Although I can’t find much about ‘Dream Children’ (Wikipedia informs us that “Paedophilia is at the heart of the story. Oliver Gold’s pure thoughts, and seemingly asexual life contrast with the reality of his desires and deeds. Oliver abuses Bobs over a long period.”) It could be that the title is partially in reference to ‘Dream-Children; A Reverie’ published in the early 19th century as part of Charles Lamb’s ‘Essays of Elia’.
Lamb’s work - though having no sexually romantic theme - nonetheless focuses on the wishful hopes of what might have been in an alternate ideal life, were it possible.
‘Nothing Is Terrible’ - Matthew Sharpe is described in reviews of this book as having a style that is variously compared to Charlotte Bronte & Jane Austin… no mean feat for a guy from New York. It focuses on a girl (she is described elsewhere as “asexual”/“androgynous”) who runs off with her 6th grade female teacher. However, conservative (I’m assuming) responders to the reviews did decide that this book is indeed “terrible”.

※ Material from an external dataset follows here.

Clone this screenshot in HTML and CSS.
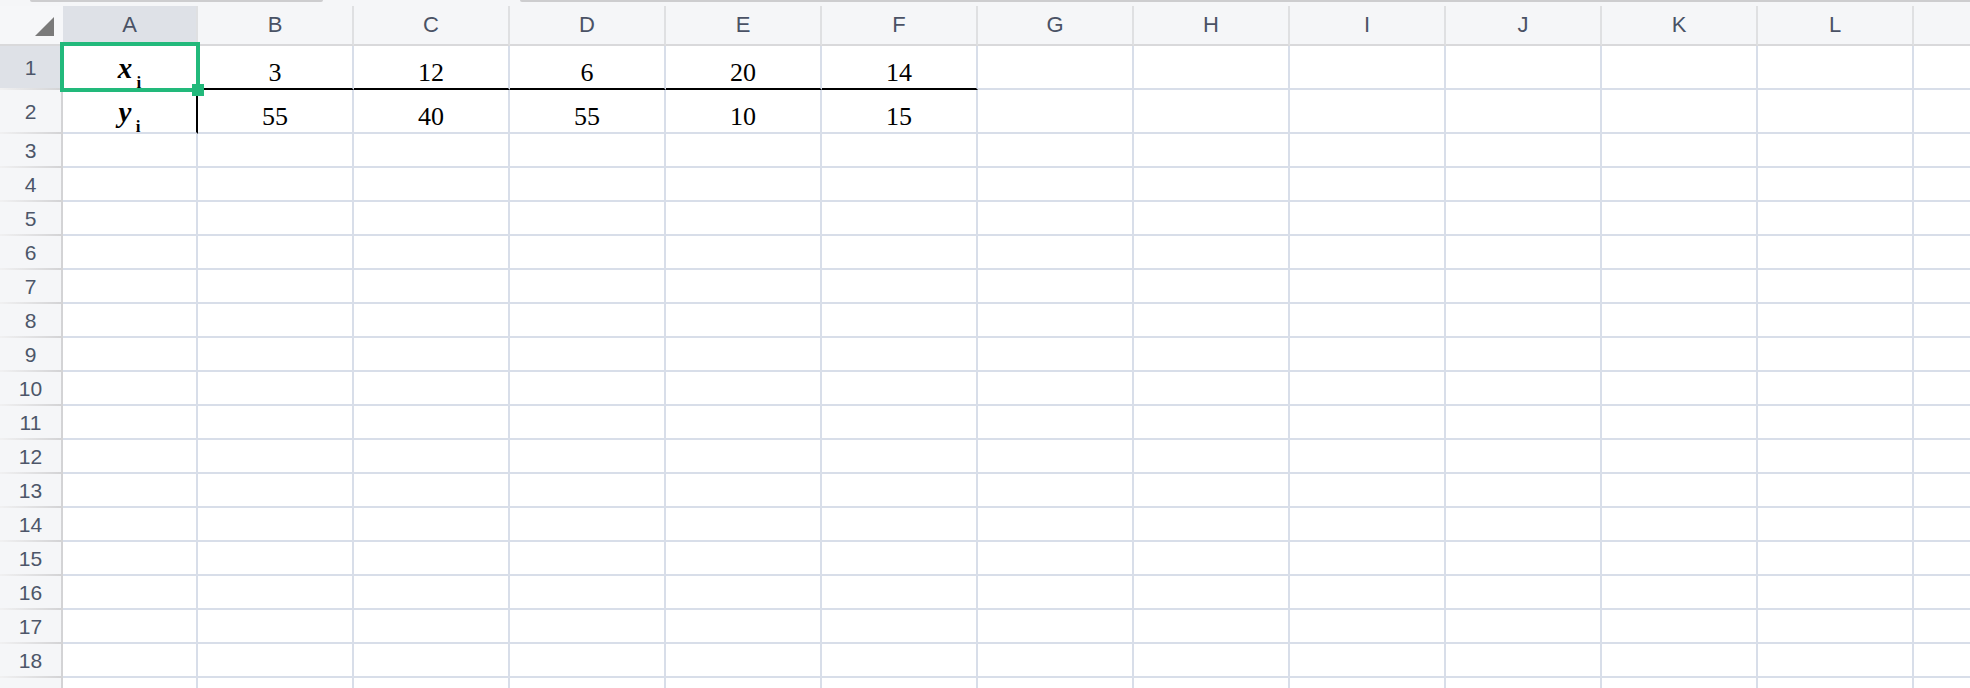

I was mildly amused by a quote that I wonder if Andrew Pari (who recently did an interview for Prostasia) might consider using in any of his lectures: “Now listen carefully, dear reader, because I am going to give you some very important advice: don’t ever have sex with a boy. He sticks you with that thing and it HURTS! And, what’s worse, it feels GOOD!”
The general consensus about ‘Child of My Heart’ seems to be that it’s brilliantly written, but as well as the main character being too unbelievable (narrated in retrospect; ‘Theresa’ is a mature-beyond-her-years 15 year old) the main issues seem to be the neglect and abandonment of the children she cares for by the parents, and her reciprocated affection for a 70 year old artist.
…I wonder whether Alice McDermott drew any inspiration from the 1969 Michael Powell film “Age of Consent” (feat. James Mason & Helen Mirren).
The story of ‘Lamb’ [and ‘Tommie’] has been, with some justification, compared similarly with that of ‘Humbert’ and ‘Delores’. The characters are similar ages and they both involve the older man spiriting away the child, ostensibly so she might avoid a worse potential reality. Except in ‘Lamb’ this isn’t as “ostensible” as with the earlier novel.
In some ways - though not in an obvious fashion - it explores the concept of CSA occurring as a result of circumstance. Where the “abuser” would not consider himself, nor be technically considered by others a paedophile (at least, that’s how I understand it from the reviews anyway), in contrast to ‘Humbert’ …who definitely is.
‘Touched’ is almost the opposite of the above stories. It deals with a 12yo boy (‘Robbie Young’) who reveals to his Mother that he has been molested by the local postman, and this story is, by all accounts, a nuanced “vivisection” of the lives of ‘Robbie’, ‘Linda’ (his Mother), ‘Jerry’ (the molester) and ‘Jeanette’ ('Jerry’s wife) and goes on to explore the repercussions.
…A lot of guilt & self-loathing going on all over the place.
And finally… ‘The Jewel of Medina’ - Sherry Jones… Well… I might warn folks, (@ForbiddenTruth in particular) that you might need to check your insurance before considering this book. When ‘Gibson Square’ announced it would publish this book in the UK in 2009 the publisher’s house was firebombed.
Seemingly it’s an historical take on the life of Āishah bint Abī Bakr who was the 9 year old 3rd wife of the prophet Muhammed. From reviews I’ve read, it seems quite conceivable that the publisher was firebombed by literary critics rather than terrorists.
So, certainly intend reading some of these myself, AD(H)D permitting.
This exercise of reviewing the reviews has certainly been interesting, even if it did take me all day when I should have been searching/applying for jobs.
I’d be writing my own novel(s) if I could write faster than 50 words an hour, it’s not that I don’t have any ideas. Although my genre would be more of a mystery/crime detective story… I think.